It is usually an uncontested truth that a good mother will do almost anything for her children. Self-sacrifice, giving up time, money and resources combined with lots of prayers and usually some tears characterize what mothers do everyday for the love of the children they bear. There is no crime in wanting the very best for your children. The question is how far does one take those desires? The recent college admissions and SAT cheating scandals bring that question front and center.
Cheating on tests that determine entrance to higher education and buying “favor” from Ivy League and elite colleges and universities is not only illegal, it’s something that only the most privileged and wealthy parents can afford to do. Most mothers do not have the affluence or the access to participate in the level of “white collar” criminal activity that dozens of parents got caught up in recently when a multi-million dollar scam that bought placement at elite colleges and “fixed” SAT entrance exams was uncovered. But, for two of the most rich and famous mothers in the bunch, Felicity Huffman and Lori Loughlin, who claimed to just be attempting to provide their children with a “fair shot,” the consequences of those actions have just begun to be revealed.

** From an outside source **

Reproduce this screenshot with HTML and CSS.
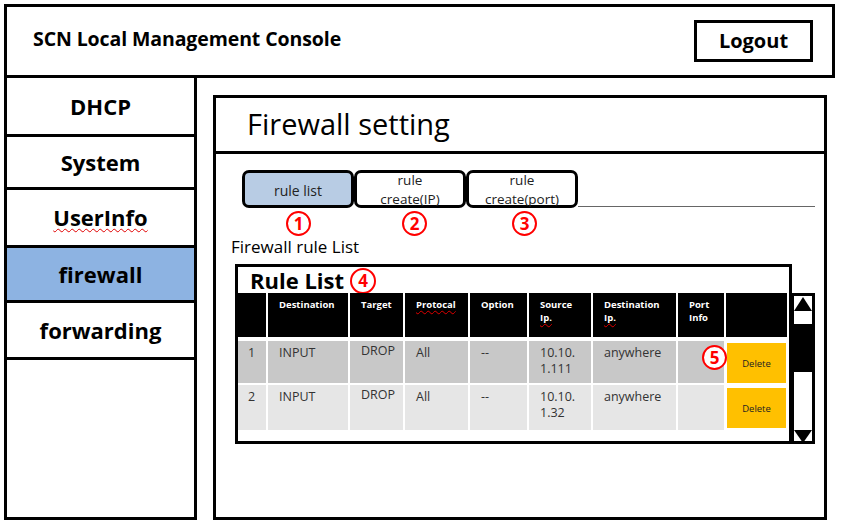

Back in 2011 Tanya McDowell was homeless and living in her van. She too wanted a “fair shot” for her child. She wanted her son who was 5 years old at the time to have a quality education, which children living in America are entitled to no matter what their economic status may be. This young Black mother enrolled her son in Brookside Elementary School in the Norwalk School District in Connecticut. Police investigated and charged her with fraud. Tanya McDowell received a five-year prison sentence.
When comparing the cases of Felicity Huffman and Lori Loughlin with Tanya McDowell, the distinction between these mothers is crystal clear. The privileges of being rich and famous coupled with the entitlement of being white in America seem to always give way to allowances that ultimately sentenced Felicity Huffman to merely 2 weeks (14 days of imprisonment) along with various fines and some community service. While Tanya McDowell, who is a single Black mother, poor and homeless without adequate representation received a five-year prison sentence that separated her from her five-year old son at an extremely formative time in his young life.
The resources and educational advantages that the rich and famous can provide for their children consists of things that mothers like Tanya McDowell cannot even dream of providing to their children. This is without taking into account the criminal activities that these two rich white mothers have already been indicted for committing. Despite their privilege, power and fame, they still participated in blatantly illegal schemes to get their children into institutions that they apparently were unable to gain entrance to on their own merits. This is in spite of the clear advantages their children already inherited by virtue of the fact they come from wealth, fame and entitlement.
Once again, the Criminal Justice System demonstrates that it is in need of systemic and massive reform. A mother without resources is charged and convicted for registering her son in a public elementary school and because she was homeless and unable to establish residency she broke the law and was sentenced to 5 years in prison. While another mother with financial means lied and cheated the system to get her daughter into a “better college” just because was convicted and sentenced to an anemic 14 days in prison? What’s a mother to do? Is it just a matter of Black and white?